— begin —

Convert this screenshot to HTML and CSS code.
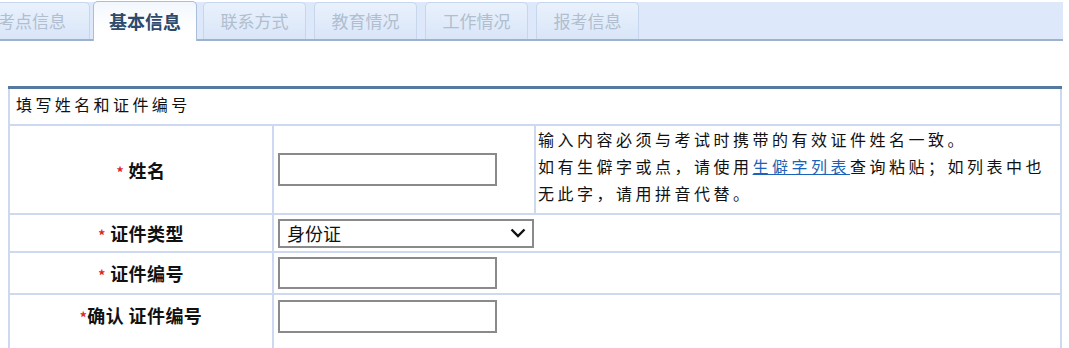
FILE: index.html
```html
<!DOCTYPE html>
<html lang="zh-CN">
<head>
    <meta charset="UTF-8">
    <title>基本信息</title>
    <link rel="stylesheet" href="styles.css">
</head>
<body>
    <div class="tabs">
        <div class="tab first">考点信息</div>
        <div class="tab active">基本信息</div>
        <div class="tab">联系方式</div>
        <div class="tab">教育情况</div>
        <div class="tab">工作情况</div>
        <div class="tab">报考信息</div>
    </div>

    <table class="form-table">
        <colgroup>
            <col class="col-label">
            <col class="col-field">
            <col>
        </colgroup>
        <tr class="head-row">
            <td colspan="3">填写姓名和证件编号</td>
        </tr>
        <tr class="name-row">
            <td class="label"><span class="req">*</span> 姓名</td>
            <td class="field"><input type="text" class="text-input"></td>
            <td class="note">输入内容必须与考试时携带的有效证件姓名一致。<br>如有生僻字或点，请使用<a href="#">生僻字列表</a>查询粘贴；如列表中也<br>无此字，请用拼音代替。</td>
        </tr>
        <tr class="type-row">
            <td class="label"><span class="req">*</span> 证件类型</td>
            <td class="field" colspan="2">
                <div class="select">
                    <span>身份证</span>
                    <svg width="16" height="10" viewBox="0 0 16 10"><path d="M1.5 1.5 L8 8 L14.5 1.5" fill="none" stroke="#111" stroke-width="2.4"/></svg>
                </div>
            </td>
        </tr>
        <tr class="id-row">
            <td class="label"><span class="req">*</span> 证件编号</td>
            <td class="field" colspan="2"><input type="text" class="text-input"></td>
        </tr>
        <tr class="confirm-row">
            <td class="label"><span class="req">*</span>确认 证件编号</td>
            <td class="field" colspan="2"><input type="text" class="text-input"></td>
        </tr>
    </table>
</body>
</html>
```

FILE: styles.css
```css
body {
    margin: 0;
    background-color: #fff;
    font-family: "Noto Sans CJK SC", sans-serif;
    color: #111;
}
.tabs {
    display: flex;
    align-items: flex-end;
    width: 1063px;
    height: 37px;
    margin-top: 2px;
    background-color: #dde9fa;
    border-bottom: 2px solid #9db3cd;
}
.tab {
    box-sizing: border-box;
    flex-shrink: 0;
    width: 103px;
    height: 37px;
    margin-right: 8px;
    border: 1px solid #c6d6ec;
    border-bottom: none;
    border-radius: 5px 5px 0 0;
    background: linear-gradient(#e9f1fc, #d9e6f8);
    color: #b0bed0;
    font-size: 17px;
    line-height: 35px;
    text-align: center;
}
.tab.first {
    width: 108px;
    margin-left: -18px;
    margin-right: 3px;
    padding-right: 8px;
}
.tab.active {
    width: 104px;
    height: 40px;
    margin-bottom: -2px;
    margin-right: 6px;
    border-color: #a9bed8;
    background: linear-gradient(#f2f7fd, #ffffff 70%);
    color: #2d4a6d;
    font-weight: bold;
    font-size: 18px;
    line-height: 38px;
}
.form-table {
    width: 1054px;
    margin: 45px 0 0 8px;
    border-collapse: collapse;
    font-size: 16px;
    letter-spacing: 3.4px;
}
.col-label {
    width: 264px;
}
.col-field {
    width: 262px;
}
.form-table td {
    border: 2px solid #cdd8f1;
    padding: 0 4px;
}
.head-row td {
    border-top: 3px solid #56799f;
    height: 30px;
    padding-left: 6px;
    padding-bottom: 5px;
}
.name-row td {
    height: 80px;
}
.type-row td {
    height: 36px;
}
.id-row td {
    height: 40px;
}
.confirm-row td {
    height: 48px;
    vertical-align: top;
    padding-top: 5px;
}
.confirm-row .label {
    padding-top: 7px;
}
.label {
    text-align: center;
    font-size: 18px;
    font-weight: bold;
    letter-spacing: 0.4px;
}
.req {
    color: #e0251d;
    font-size: 14px;
    font-weight: bold;
}
.text-input {
    box-sizing: border-box;
    width: 219px;
    height: 33px;
    margin: 0;
    border: 2px solid #8a8a8a;
    background-color: #fff;
    display: block;
}
.id-row .text-input {
    height: 32px;
}
.select {
    box-sizing: border-box;
    display: flex;
    align-items: center;
    justify-content: space-between;
    width: 256px;
    height: 29px;
    padding: 0 6px 0 7px;
    border: 2px solid #8a8a8a;
    font-size: 18px;
    letter-spacing: 0;
}
.name-row .note {
    height: auto;
    line-height: 27px;
    padding: 0 4px 6px 2px;
    letter-spacing: 3.5px;
}
.note a {
    color: #1b63b8;
    text-decoration: underline;
}
```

— end —

Reproduce all of the material above word for word. Omit the pictures.

| Exercise output |
Convert this screenshot to HTML and CSS code.
FILE: index.html
```html
<!DOCTYPE html>
<html lang="zh-CN">
<head>
    <meta charset="UTF-8">
    <title>基本信息</title>
    <link rel="stylesheet" href="styles.css">
</head>
<body>
    <div class="tabs">
        <div class="tab first">考点信息</div>
        <div class="tab active">基本信息</div>
        <div class="tab">联系方式</div>
        <div class="tab">教育情况</div>
        <div class="tab">工作情况</div>
        <div class="tab">报考信息</div>
    </div>

    <table class="form-table">
        <colgroup>
            <col class="col-label">
            <col class="col-field">
            <col>
        </colgroup>
        <tr class="head-row">
            <td colspan="3">填写姓名和证件编号</td>
        </tr>
        <tr class="name-row">
            <td class="label"><span class="req">*</span> 姓名</td>
            <td class="field"><input type="text" class="text-input"></td>
            <td class="note">输入内容必须与考试时携带的有效证件姓名一致。<br>如有生僻字或点，请使用<a href="#">生僻字列表</a>查询粘贴；如列表中也<br>无此字，请用拼音代替。</td>
        </tr>
        <tr class="type-row">
            <td class="label"><span class="req">*</span> 证件类型</td>
            <td class="field" colspan="2">
                <div class="select">
                    <span>身份证</span>
                    <svg width="16" height="10" viewBox="0 0 16 10"><path d="M1.5 1.5 L8 8 L14.5 1.5" fill="none" stroke="#111" stroke-width="2.4"/></svg>
                </div>
            </td>
        </tr>
        <tr class="id-row">
            <td class="label"><span class="req">*</span> 证件编号</td>
            <td class="field" colspan="2"><input type="text" class="text-input"></td>
        </tr>
        <tr class="confirm-row">
            <td class="label"><span class="req">*</span>确认 证件编号</td>
            <td class="field" colspan="2"><input type="text" class="text-input"></td>
        </tr>
    </table>
</body>
</html>
```

FILE: styles.css
```css
body {
    margin: 0;
    background-color: #fff;
    font-family: "Noto Sans CJK SC", sans-serif;
    color: #111;
}
.tabs {
    display: flex;
    align-items: flex-end;
    width: 1063px;
    height: 37px;
    margin-top: 2px;
    background-color: #dde9fa;
    border-bottom: 2px solid #9db3cd;
}
.tab {
    box-sizing: border-box;
    flex-shrink: 0;
    width: 103px;
    height: 37px;
    margin-right: 8px;
    border: 1px solid #c6d6ec;
    border-bottom: none;
    border-radius: 5px 5px 0 0;
    background: linear-gradient(#e9f1fc, #d9e6f8);
    color: #b0bed0;
    font-size: 17px;
    line-height: 35px;
    text-align: center;
}
.tab.first {
    width: 108px;
    margin-left: -18px;
    margin-right: 3px;
    padding-right: 8px;
}
.tab.active {
    width: 104px;
    height: 40px;
    margin-bottom: -2px;
    margin-right: 6px;
    border-color: #a9bed8;
    background: linear-gradient(#f2f7fd, #ffffff 70%);
    color: #2d4a6d;
    font-weight: bold;
    font-size: 18px;
    line-height: 38px;
}
.form-table {
    width: 1054px;
    margin: 45px 0 0 8px;
    border-collapse: collapse;
    font-size: 16px;
    letter-spacing: 3.4px;
}
.col-label {
    width: 264px;
}
.col-field {
    width: 262px;
}
.form-table td {
    border: 2px solid #cdd8f1;
    padding: 0 4px;
}
.head-row td {
    border-top: 3px solid #56799f;
    height: 30px;
    padding-left: 6px;
    padding-bottom: 5px;
}
.name-row td {
    height: 80px;
}
.type-row td {
    height: 36px;
}
.id-row td {
    height: 40px;
}
.confirm-row td {
    height: 48px;
    vertical-align: top;
    padding-top: 5px;
}
.confirm-row .label {
    padding-top: 7px;
}
.label {
    text-align: center;
    font-size: 18px;
    font-weight: bold;
    letter-spacing: 0.4px;
}
.req {
    color: #e0251d;
    font-size: 14px;
    font-weight: bold;
}
.text-input {
    box-sizing: border-box;
    width: 219px;
    height: 33px;
    margin: 0;
    border: 2px solid #8a8a8a;
    background-color: #fff;
    display: block;
}
.id-row .text-input {
    height: 32px;
}
.select {
    box-sizing: border-box;
    display: flex;
    align-items: center;
    justify-content: space-between;
    width: 256px;
    height: 29px;
    padding: 0 6px 0 7px;
    border: 2px solid #8a8a8a;
    font-size: 18px;
    letter-spacing: 0;
}
.name-row .note {
    height: auto;
    line-height: 27px;
    padding: 0 4px 6px 2px;
    letter-spacing: 3.5px;
}
.note a {
    color: #1b63b8;
    text-decoration: underline;
}
```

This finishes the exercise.